Authoritative reference sources
For readers who want primary references and deeper technical background, these sources are reliable starting points:
- NASA Glenn Research Center: The Drag Equation
- National Weather Service: Density altitude and atmospheric effects
- NASA Glenn Research Center: Shape effects on drag
Best practices for accurate simulation
If you want the most trustworthy answer from a trajectory calculator with drag, start with careful inputs. Measure velocity with a radar device or launch sensor if possible. Use actual diameter and mass rather than approximations. Pick a drag coefficient appropriate to the object and speed range. For atmospheric conditions, standard sea level is a good baseline, but altitude and weather can make a meaningful difference. If you are modeling a sensitive scenario, try several time steps to ensure the result converges closely rather than changing significantly as step size shrinks.

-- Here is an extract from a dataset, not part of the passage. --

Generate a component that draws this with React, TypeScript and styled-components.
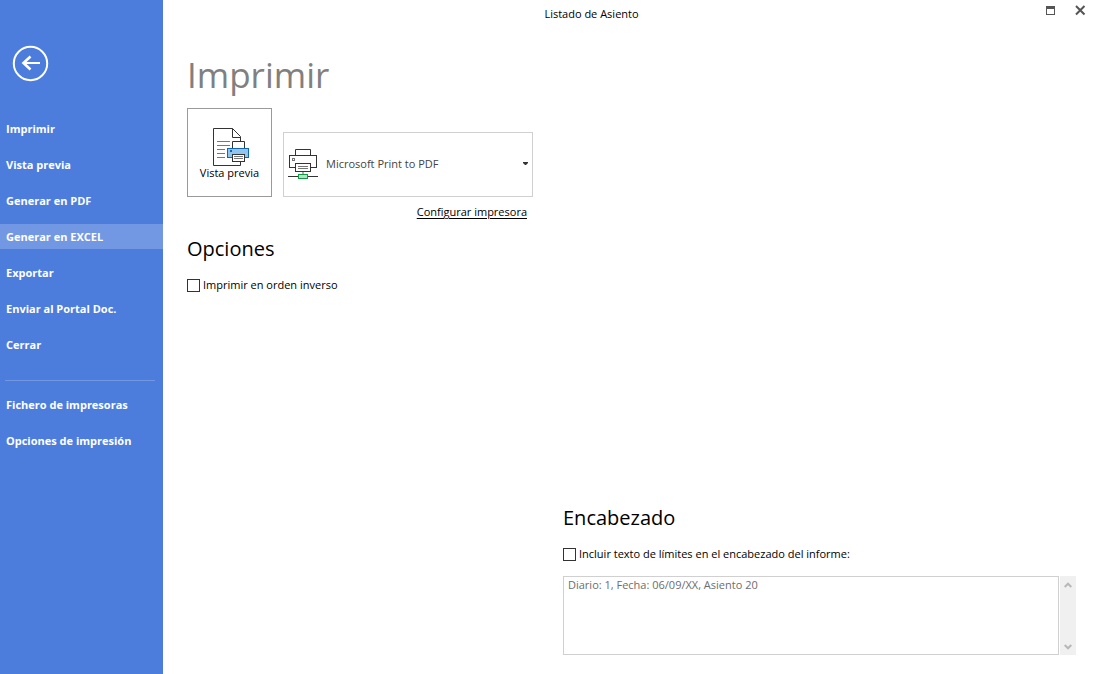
import React from 'react';
import styled, { createGlobalStyle } from 'styled-components';

const GlobalStyle = createGlobalStyle`
  *, *::before, *::after { box-sizing: border-box; }
  body {
    margin: 0;
    background: #fff;
    color: #000;
    font: 11px/16px "Open Sans", "Noto Sans", sans-serif;
  }
  button, select, textarea, input { font: inherit; color: inherit; margin: 0; }
`;

const Page = styled.div`
  display: flex;
  min-height: 100vh;
`;

const Sidebar = styled.aside`
  flex: 0 0 163px;
  background: #4d7ddc;
  color: #fff;
  padding-top: 45px;
`;

const BackButton = styled.button`
  display: block;
  margin: 0 0 34px 12px;
  padding: 0;
  border: 0;
  background: none;
  line-height: 0;
`;

const Menu = styled.ul`
  list-style: none;
  margin: 0;
  padding: 0;
  display: flex;
  flex-direction: column;
  gap: 11px;
`;

const MenuButton = styled.button<{ $active?: boolean }>`
  display: block;
  width: 100%;
  height: 25px;
  padding: 0 6px;
  border: 0;
  background: ${(p) => (p.$active ? '#7398e3' : 'transparent')};
  text-align: left;
  font-weight: 700;
  white-space: nowrap;
`;

const Divider = styled.hr`
  height: 1px;
  margin: 23px 8px 11px 5px;
  border: 0;
  background: #7398e3;
`;

const Main = styled.main`
  flex: 1;
  min-width: 0;
  display: flex;
  flex-direction: column;
`;

const TitleBar = styled.header`
  display: flex;
  height: 28px;
`;

const WindowTitle = styled.div`
  flex: 1;
  text-align: center;
  line-height: 28px;
`;

const WindowControls = styled.div`
  display: flex;
  justify-content: flex-end;
  align-items: flex-start;
  gap: 19px;
  width: 75px;
  padding: 5px 9px 0 0;
`;

const WindowButton = styled.button`
  padding: 0;
  border: 0;
  background: none;
  line-height: 0;
`;

const Content = styled.div`
  flex: 1;
  display: grid;
  grid-template-columns: 346px minmax(0, 1fr);
  column-gap: 30px;
  padding: 22px 19px 19px 24px;
`;

const HeaderSection = styled.section`
  align-self: end;
`;

const PageTitle = styled.h1`
  margin: 0;
  color: #808080;
  font-size: 35px;
  font-weight: 400;
  line-height: 50px;
`;

const SectionTitle = styled.h2`
  margin: 0;
  font-size: 20px;
  font-weight: 400;
  line-height: 28px;
`;

const PrintRow = styled.div`
  display: flex;
  align-items: flex-end;
  gap: 11px;
  margin-top: 8px;
`;

const PreviewButton = styled.button`
  display: flex;
  flex-direction: column;
  align-items: center;
  width: 85px;
  height: 89px;
  padding: 19px 0 0;
  border: 1px solid #9a9a9a;
  background: #fff;
  line-height: 14px;
`;

const PrinterField = styled.label`
  flex: 1;
  display: flex;
  align-items: center;
  height: 65px;
  padding: 0 4px 2px;
  border: 1px solid #d0d0d0;
  color: #444;
`;

const PrinterSelect = styled.select`
  appearance: none;
  flex: 1;
  min-width: 0;
  height: 30px;
  padding: 0 8px;
  border: 0;
  background: transparent;
`;

const SetupLine = styled.div`
  margin: 7px 6px 15px 0;
  text-align: right;
`;

const SetupLink = styled.a`
  color: #000;
  text-decoration: underline;
  text-underline-offset: 2px;
`;

const CheckLabel = styled.label`
  display: flex;
  align-items: center;
  gap: 3px;
  margin-top: 14px;
`;

const CheckBox = styled.input`
  appearance: none;
  flex: none;
  width: 13px;
  height: 13px;
  border: 1px solid #333;
  background: #fff;
  &:checked { background: #4d7ddc; }
`;

const TextRow = styled.div`
  display: flex;
  gap: 1px;
  height: 79px;
  margin-top: 14px;
`;

const LimitsText = styled.textarea`
  flex: 1;
  min-width: 0;
  padding: 0 4px;
  border: 1px solid #d0d0d0;
  resize: none;
  overflow: hidden;
  color: #6d6d6d;
`;

const ScrollBar = styled.div`
  display: flex;
  flex-direction: column;
  justify-content: space-between;
  width: 16px;
  background: #f0f0f0;
`;

const ScrollButton = styled.button`
  display: flex;
  justify-content: center;
  align-items: center;
  height: 17px;
  padding: 0;
  border: 0;
  background: none;
`;

const BackIcon = () => (
  <svg width="37" height="37" viewBox="0 0 37 37" fill="none" stroke="#fff">
    <circle cx="18.5" cy="18.5" r="16.7" strokeWidth="2" />
    <path d="M28 18H11" strokeWidth="2" />
    <path d="M18.500 11.500L11.500 18l7 6.500" strokeWidth="2.600" />
  </svg>
);

const PreviewIcon = () => (
  <svg width="41" height="38" viewBox="-4 0 41 38" fill="none">
    <path d="M.5 37.500V.5H19.500L27.500 8.500V37.500Z" stroke="#333" fill="#fff" />
    <path d="M19.500.5V9.500H27.500" stroke="#333" />
    <path d="M4 13.500H17M4 17.500H17M4 21.500H12M4 25.500H12M4 29.500H12" stroke="#777" />
    <path d="M19.500 20.500V13.500H31.500V20.500" stroke="#333" fill="#fff" />
    <rect x="14.500" y="20.500" width="21" height="9" stroke="#1167b1" fill="#92c5ee" />
    <rect x="17" y="22" width="2" height="2" fill="#1167b1" />
    <rect x="19.500" y="26.500" width="12" height="7" stroke="#333" fill="#fff" />
    <path d="M21 28.500H30M21 30.500H30" stroke="#777" />
  </svg>
);

const PrinterIcon = () => (
  <svg width="30" height="30" viewBox="0 0 30 30" fill="none">
    <path d="M7.500 6.500V.5H22.500V6.500" stroke="#333" />
    <rect x="1.500" y="6.500" width="27" height="12" stroke="#333" fill="#fff" />
    <rect x="4.500" y="9.500" width="2" height="2" stroke="#777" />
    <rect x="7.500" y="14.500" width="15" height="8" stroke="#333" fill="#fff" />
    <path d="M10 17.500H20M10 19.500H20" stroke="#777" />
    <path d="M15 23V25" stroke="#b0b0b0" strokeWidth="2" />
    <path d="M0 27.500H10M20 27.500H30" stroke="#333" />
    <rect x="10.500" y="25.500" width="9" height="4" stroke="#109a45" fill="#b9dfc0" />
  </svg>
);

const Chevron = ({ down }: { down?: boolean }) => (
  <svg width="8" height="6" viewBox="0 0 8 6" fill="none" stroke="#b8b8b8" strokeWidth="2">
    <path d={down ? 'M.700 1L4 4.300L7.300 1' : 'M.700 5L4 1.700L7.300 5'} />
  </svg>
);

const actions = [
  'Imprimir',
  'Vista previa',
  'Generar en PDF',
  'Generar en EXCEL',
  'Exportar',
  'Enviar al Portal Doc.',
  'Cerrar',
];
const settings = ['Fichero de impresoras', 'Opciones de impresión'];

export default function App() {
  return (
    <>
      <GlobalStyle />
      <Page>
        <Sidebar>
          <BackButton type="button" aria-label="Volver">
            <BackIcon />
          </BackButton>
          <nav>
            <Menu>
              {actions.map((name) => (
                <li key={name}>
                  <MenuButton type="button" $active={name === 'Generar en EXCEL'}>
                    {name}
                  </MenuButton>
                </li>
              ))}
            </Menu>
            <Divider />
            <Menu>
              {settings.map((name) => (
                <li key={name}>
                  <MenuButton type="button">{name}</MenuButton>
                </li>
              ))}
            </Menu>
          </nav>
        </Sidebar>
        <Main>
          <TitleBar>
            <WindowTitle>Listado de Asiento</WindowTitle>
            <WindowControls>
              <WindowButton type="button" aria-label="Maximizar">
                <svg width="11" height="11" viewBox="0 0 11 11">
                  <path d="M1 1H10V10H1ZM2 4V9H9V4Z" fill="#555" fillRule="evenodd" />
                </svg>
              </WindowButton>
              <WindowButton type="button" aria-label="Cerrar ventana">
                <svg width="11" height="11" viewBox="0 0 11 11">
                  <path d="M1 1L9.500 9.500M9.500 1L1 9.500" stroke="#555" strokeWidth="2" />
                </svg>
              </WindowButton>
            </WindowControls>
          </TitleBar>
          <Content>
            <section>
              <PageTitle>Imprimir</PageTitle>
              <PrintRow>
                <PreviewButton type="button">
                  <PreviewIcon />
                  Vista previa
                </PreviewButton>
                <PrinterField>
                  <PrinterIcon />
                  <PrinterSelect aria-label="Impresora" defaultValue="pdf">
                    <option value="pdf">Microsoft Print to PDF</option>
                  </PrinterSelect>
                  <svg width="5" height="3" viewBox="0 0 5 3">
                    <path d="M0 0H5V1L3 3H2L0 1Z" fill="#333" />
                  </svg>
                </PrinterField>
              </PrintRow>
              <SetupLine>
                <SetupLink href="#configurar">Configurar impresora</SetupLink>
              </SetupLine>
              <SectionTitle>Opciones</SectionTitle>
              <CheckLabel>
                <CheckBox type="checkbox" />
                Imprimir en orden inverso
              </CheckLabel>
            </section>
            <HeaderSection>
              <SectionTitle>Encabezado</SectionTitle>
              <CheckLabel>
                <CheckBox type="checkbox" />
                Incluir texto de límites en el encabezado del informe:
              </CheckLabel>
              <TextRow>
                <LimitsText
                  aria-label="Texto de límites"
                  defaultValue="Diario: 1, Fecha: 06/09/XX, Asiento 20"
                />
                <ScrollBar>
                  <ScrollButton type="button" aria-label="Subir">
                    <Chevron />
                  </ScrollButton>
                  <ScrollButton type="button" aria-label="Bajar">
                    <Chevron down />
                  </ScrollButton>
                </ScrollBar>
              </TextRow>
            </HeaderSection>
          </Content>
        </Main>
      </Page>
    </>
  );
}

Remember that this calculator uses a clean quadratic drag model and does not include every advanced effect. Spin, lift, crosswind drift, changing drag crisis behavior, transonic shock effects, and terrain interactions are outside the basic model. Even so, the calculator captures the most important first order reason real trajectories depart from ideal classroom parabolas: air resistance.
Bottom line
A trajectory calculator with drag gives a much more realistic answer than a no-drag projectile formula. It shows that range is not determined by speed and angle alone. Shape, area, mass, atmosphere, and wind all matter. Use the calculator above to test scenarios, compare objects, and build intuition about how real projectiles behave in the atmosphere.